------ Raw data
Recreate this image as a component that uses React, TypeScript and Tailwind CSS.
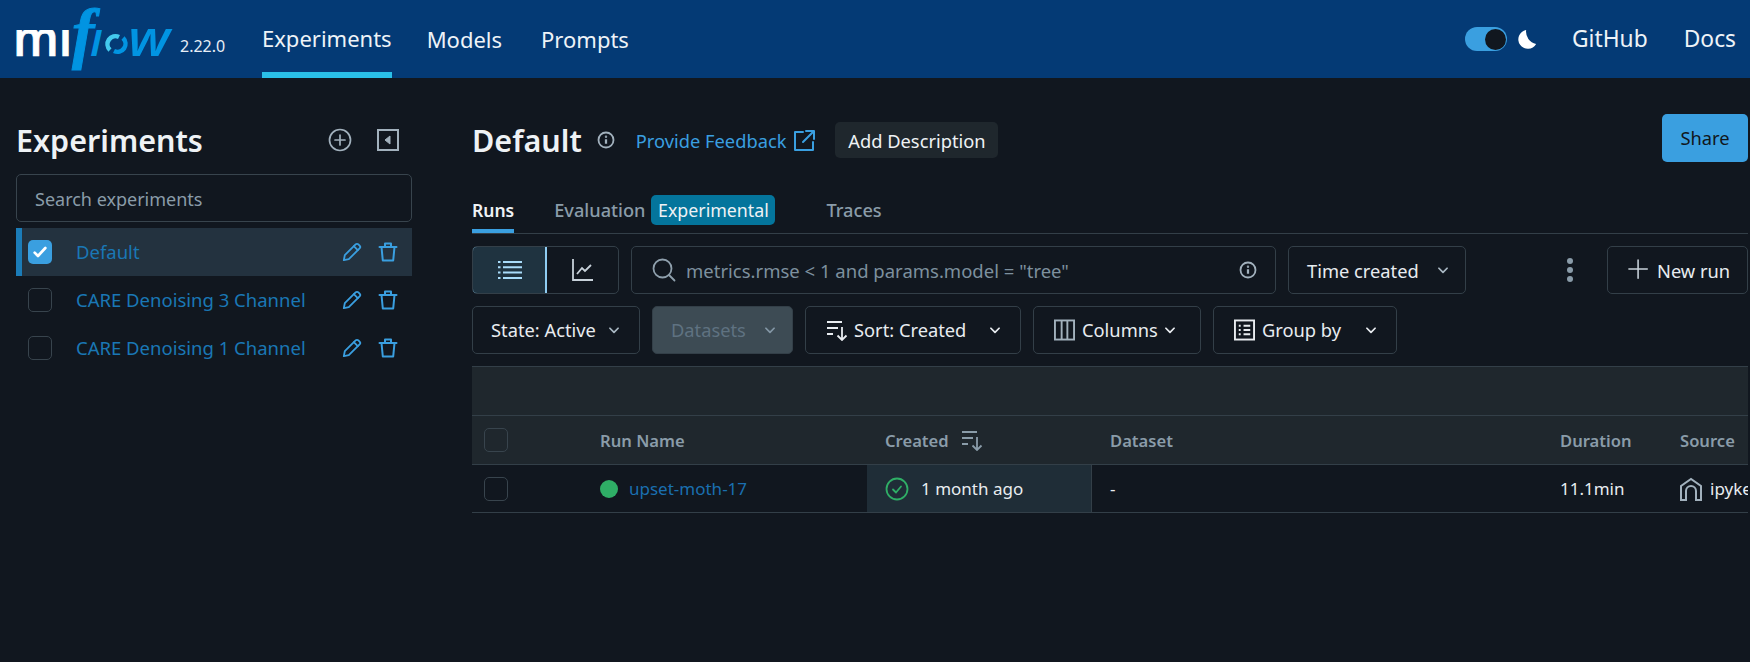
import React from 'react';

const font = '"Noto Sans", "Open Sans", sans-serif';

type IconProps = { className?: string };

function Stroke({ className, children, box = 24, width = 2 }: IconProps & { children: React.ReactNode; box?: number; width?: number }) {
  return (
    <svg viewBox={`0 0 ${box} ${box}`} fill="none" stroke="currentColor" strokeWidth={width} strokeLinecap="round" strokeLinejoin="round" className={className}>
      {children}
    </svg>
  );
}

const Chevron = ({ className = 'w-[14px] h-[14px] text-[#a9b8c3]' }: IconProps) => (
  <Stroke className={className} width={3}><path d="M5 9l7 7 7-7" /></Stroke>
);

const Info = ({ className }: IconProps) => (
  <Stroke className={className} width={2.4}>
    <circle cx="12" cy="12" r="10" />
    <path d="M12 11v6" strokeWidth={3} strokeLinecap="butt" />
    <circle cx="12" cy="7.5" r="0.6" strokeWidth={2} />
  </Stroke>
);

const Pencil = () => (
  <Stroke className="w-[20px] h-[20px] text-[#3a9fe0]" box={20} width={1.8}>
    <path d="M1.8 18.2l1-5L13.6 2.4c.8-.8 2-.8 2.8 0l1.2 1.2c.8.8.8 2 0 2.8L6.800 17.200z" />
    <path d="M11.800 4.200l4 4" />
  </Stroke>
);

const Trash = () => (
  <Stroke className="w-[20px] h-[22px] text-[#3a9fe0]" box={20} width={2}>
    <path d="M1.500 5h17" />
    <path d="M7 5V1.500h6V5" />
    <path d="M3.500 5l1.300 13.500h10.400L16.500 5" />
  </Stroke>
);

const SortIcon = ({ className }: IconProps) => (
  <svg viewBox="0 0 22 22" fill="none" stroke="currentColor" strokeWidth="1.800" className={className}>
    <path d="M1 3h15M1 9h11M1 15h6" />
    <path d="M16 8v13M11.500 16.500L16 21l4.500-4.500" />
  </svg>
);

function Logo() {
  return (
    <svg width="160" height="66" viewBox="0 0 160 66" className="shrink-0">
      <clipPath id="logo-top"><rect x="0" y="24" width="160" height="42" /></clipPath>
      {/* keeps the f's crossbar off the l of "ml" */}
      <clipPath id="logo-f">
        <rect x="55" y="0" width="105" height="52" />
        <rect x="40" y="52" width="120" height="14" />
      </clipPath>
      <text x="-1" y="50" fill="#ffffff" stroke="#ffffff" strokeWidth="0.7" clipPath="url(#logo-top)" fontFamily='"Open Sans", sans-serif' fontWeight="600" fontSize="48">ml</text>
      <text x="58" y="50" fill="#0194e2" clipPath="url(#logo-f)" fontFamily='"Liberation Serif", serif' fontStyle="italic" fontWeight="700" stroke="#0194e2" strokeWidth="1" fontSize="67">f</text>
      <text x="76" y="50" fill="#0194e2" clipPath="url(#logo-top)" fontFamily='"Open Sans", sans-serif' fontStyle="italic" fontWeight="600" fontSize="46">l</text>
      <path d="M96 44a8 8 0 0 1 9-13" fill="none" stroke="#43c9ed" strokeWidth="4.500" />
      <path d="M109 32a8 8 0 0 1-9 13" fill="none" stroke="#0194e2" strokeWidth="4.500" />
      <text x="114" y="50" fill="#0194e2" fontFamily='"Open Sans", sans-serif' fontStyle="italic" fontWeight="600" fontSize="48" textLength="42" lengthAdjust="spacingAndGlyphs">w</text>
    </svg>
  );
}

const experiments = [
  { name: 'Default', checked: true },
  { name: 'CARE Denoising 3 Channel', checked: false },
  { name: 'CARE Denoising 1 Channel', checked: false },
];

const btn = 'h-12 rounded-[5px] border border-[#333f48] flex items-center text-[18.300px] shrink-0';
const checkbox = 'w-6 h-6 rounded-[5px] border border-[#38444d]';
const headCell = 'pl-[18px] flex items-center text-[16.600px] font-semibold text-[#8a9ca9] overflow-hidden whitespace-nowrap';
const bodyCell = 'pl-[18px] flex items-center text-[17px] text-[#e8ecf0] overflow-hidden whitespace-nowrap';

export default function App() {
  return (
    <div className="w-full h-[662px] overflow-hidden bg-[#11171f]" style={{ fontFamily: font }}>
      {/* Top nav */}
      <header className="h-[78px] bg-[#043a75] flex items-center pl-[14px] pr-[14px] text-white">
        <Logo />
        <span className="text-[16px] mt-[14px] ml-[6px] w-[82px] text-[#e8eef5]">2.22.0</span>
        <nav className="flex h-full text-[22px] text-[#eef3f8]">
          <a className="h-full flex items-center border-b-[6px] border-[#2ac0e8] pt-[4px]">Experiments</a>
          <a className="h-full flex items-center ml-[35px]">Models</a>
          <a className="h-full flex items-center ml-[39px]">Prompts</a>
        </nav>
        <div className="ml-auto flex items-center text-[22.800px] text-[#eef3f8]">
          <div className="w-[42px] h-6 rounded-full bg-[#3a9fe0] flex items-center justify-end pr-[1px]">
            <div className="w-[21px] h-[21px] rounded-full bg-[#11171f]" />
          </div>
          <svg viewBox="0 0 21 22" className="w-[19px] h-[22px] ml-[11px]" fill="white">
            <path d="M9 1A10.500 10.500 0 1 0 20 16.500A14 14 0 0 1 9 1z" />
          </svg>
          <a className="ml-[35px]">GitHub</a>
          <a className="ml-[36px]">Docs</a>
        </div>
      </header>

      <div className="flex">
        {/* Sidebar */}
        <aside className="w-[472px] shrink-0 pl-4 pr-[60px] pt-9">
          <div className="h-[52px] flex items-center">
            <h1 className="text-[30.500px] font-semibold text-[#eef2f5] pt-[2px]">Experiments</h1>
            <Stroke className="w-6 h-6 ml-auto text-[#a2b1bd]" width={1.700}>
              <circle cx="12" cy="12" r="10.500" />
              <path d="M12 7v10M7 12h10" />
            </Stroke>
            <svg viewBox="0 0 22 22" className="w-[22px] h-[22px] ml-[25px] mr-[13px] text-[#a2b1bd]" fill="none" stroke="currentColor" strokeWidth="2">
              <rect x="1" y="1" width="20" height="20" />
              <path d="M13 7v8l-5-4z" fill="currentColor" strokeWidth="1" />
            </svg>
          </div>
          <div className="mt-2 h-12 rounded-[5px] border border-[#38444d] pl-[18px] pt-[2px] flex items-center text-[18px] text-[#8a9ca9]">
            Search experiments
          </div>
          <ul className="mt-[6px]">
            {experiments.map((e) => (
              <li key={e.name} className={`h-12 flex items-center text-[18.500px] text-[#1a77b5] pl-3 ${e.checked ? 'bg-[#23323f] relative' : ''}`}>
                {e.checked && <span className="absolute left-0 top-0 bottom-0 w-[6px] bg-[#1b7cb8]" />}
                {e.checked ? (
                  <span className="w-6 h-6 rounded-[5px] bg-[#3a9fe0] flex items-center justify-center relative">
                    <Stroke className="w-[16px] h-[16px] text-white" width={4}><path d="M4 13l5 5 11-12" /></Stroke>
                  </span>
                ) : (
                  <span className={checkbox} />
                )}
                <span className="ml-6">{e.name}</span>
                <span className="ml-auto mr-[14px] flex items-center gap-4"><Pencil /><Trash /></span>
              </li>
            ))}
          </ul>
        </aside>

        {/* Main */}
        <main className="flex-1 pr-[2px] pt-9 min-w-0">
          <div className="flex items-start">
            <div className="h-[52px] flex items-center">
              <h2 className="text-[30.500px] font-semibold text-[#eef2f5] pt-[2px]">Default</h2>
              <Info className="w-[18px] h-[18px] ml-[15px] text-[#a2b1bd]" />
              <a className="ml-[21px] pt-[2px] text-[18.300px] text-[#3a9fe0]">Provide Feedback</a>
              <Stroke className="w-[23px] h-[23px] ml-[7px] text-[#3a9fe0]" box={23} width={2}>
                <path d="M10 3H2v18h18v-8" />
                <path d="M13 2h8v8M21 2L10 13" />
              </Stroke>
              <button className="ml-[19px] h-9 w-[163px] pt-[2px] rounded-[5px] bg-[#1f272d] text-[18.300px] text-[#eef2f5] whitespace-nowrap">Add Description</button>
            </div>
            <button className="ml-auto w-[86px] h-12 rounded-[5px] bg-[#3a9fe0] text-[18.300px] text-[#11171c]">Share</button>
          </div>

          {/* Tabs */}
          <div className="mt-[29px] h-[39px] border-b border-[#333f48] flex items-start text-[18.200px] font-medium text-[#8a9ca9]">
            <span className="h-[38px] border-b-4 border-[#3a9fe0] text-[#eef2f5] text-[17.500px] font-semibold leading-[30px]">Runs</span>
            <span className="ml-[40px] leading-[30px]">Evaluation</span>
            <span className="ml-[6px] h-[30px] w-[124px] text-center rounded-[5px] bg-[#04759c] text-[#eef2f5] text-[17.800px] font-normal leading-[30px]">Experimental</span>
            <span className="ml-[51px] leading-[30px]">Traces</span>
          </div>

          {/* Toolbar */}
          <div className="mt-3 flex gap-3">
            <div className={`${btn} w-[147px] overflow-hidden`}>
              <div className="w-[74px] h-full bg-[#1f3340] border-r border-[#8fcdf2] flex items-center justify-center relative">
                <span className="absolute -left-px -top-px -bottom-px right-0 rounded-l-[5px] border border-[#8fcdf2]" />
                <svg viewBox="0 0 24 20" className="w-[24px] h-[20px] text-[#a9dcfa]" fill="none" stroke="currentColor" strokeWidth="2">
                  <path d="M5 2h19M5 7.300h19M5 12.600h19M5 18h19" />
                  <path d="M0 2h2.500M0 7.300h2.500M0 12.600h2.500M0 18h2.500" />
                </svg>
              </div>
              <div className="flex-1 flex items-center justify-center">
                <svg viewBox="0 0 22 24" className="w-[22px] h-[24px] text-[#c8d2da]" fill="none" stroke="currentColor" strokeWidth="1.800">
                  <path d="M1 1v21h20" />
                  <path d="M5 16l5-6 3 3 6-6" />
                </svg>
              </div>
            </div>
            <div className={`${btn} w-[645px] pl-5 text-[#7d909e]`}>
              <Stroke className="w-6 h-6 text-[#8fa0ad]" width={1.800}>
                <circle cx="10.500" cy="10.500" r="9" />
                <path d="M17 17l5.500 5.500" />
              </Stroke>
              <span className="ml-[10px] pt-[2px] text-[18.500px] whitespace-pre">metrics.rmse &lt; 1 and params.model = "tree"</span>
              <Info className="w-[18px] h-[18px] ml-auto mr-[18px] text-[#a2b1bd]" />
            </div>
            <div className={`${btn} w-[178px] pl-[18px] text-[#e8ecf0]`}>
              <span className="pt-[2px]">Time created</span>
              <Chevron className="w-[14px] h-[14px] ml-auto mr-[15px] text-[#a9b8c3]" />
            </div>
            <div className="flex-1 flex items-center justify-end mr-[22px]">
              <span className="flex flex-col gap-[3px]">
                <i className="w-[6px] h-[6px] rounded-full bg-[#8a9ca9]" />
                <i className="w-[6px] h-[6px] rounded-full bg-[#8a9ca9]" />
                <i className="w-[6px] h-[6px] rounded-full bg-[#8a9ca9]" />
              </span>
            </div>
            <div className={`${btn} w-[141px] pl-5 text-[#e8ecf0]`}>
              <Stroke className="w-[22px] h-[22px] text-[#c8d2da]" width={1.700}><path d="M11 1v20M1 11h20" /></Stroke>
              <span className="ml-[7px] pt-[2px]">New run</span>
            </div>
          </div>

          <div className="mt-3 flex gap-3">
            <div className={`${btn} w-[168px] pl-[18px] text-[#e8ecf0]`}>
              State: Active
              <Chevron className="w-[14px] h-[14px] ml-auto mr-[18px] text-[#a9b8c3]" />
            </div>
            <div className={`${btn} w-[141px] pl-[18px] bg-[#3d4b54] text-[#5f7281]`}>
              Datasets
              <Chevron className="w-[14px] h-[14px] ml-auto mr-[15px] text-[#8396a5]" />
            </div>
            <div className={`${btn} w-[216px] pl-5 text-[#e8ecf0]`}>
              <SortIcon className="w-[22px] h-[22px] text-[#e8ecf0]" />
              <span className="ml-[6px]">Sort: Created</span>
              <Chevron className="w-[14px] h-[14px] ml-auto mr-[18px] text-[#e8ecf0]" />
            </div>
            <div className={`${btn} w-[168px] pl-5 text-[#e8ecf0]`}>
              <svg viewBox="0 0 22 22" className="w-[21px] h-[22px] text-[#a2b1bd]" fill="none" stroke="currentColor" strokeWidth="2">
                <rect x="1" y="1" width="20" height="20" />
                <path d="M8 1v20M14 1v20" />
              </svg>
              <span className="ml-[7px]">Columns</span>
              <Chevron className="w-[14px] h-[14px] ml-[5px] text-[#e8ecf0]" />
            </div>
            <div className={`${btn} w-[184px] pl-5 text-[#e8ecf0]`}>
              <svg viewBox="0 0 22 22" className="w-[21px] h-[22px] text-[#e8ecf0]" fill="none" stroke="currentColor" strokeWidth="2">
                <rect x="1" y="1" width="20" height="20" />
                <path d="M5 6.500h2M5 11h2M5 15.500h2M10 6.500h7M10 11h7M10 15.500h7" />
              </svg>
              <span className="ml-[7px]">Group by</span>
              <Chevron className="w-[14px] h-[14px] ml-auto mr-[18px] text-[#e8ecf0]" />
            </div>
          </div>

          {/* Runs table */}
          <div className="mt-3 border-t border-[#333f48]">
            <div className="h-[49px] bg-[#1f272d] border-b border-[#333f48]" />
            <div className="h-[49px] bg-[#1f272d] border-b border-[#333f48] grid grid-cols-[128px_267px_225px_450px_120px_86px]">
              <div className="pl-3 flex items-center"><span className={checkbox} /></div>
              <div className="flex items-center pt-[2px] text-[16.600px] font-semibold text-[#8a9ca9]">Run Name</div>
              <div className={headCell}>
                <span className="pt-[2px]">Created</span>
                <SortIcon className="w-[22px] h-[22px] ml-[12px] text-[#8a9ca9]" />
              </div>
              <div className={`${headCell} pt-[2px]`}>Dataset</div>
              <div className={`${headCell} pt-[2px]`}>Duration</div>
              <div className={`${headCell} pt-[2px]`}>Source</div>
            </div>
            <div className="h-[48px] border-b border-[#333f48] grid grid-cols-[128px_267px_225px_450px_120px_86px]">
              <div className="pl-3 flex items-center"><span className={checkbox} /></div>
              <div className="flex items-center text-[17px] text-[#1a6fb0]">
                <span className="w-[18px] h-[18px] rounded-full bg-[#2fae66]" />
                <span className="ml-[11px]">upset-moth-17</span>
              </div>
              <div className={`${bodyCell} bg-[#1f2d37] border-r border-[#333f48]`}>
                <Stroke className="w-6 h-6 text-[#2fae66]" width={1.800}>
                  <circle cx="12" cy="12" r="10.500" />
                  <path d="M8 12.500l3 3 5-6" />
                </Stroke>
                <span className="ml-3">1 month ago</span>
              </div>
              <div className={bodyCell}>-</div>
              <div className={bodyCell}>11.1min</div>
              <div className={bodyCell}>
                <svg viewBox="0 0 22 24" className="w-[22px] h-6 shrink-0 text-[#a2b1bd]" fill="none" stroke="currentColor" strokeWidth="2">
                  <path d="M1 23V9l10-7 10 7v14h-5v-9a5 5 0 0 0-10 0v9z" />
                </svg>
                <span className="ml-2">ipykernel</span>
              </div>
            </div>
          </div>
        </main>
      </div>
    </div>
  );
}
------------
- Task to carry out
Check each line above for "React" and return the ones that have it.

- Answer to this task
Recreate this image as a component that uses React, TypeScript and Tailwind CSS.
import React from 'react';
function Stroke({ className, children, box = 24, width = 2 }: IconProps & { children: React.ReactNode; box?: number; width?: number }) {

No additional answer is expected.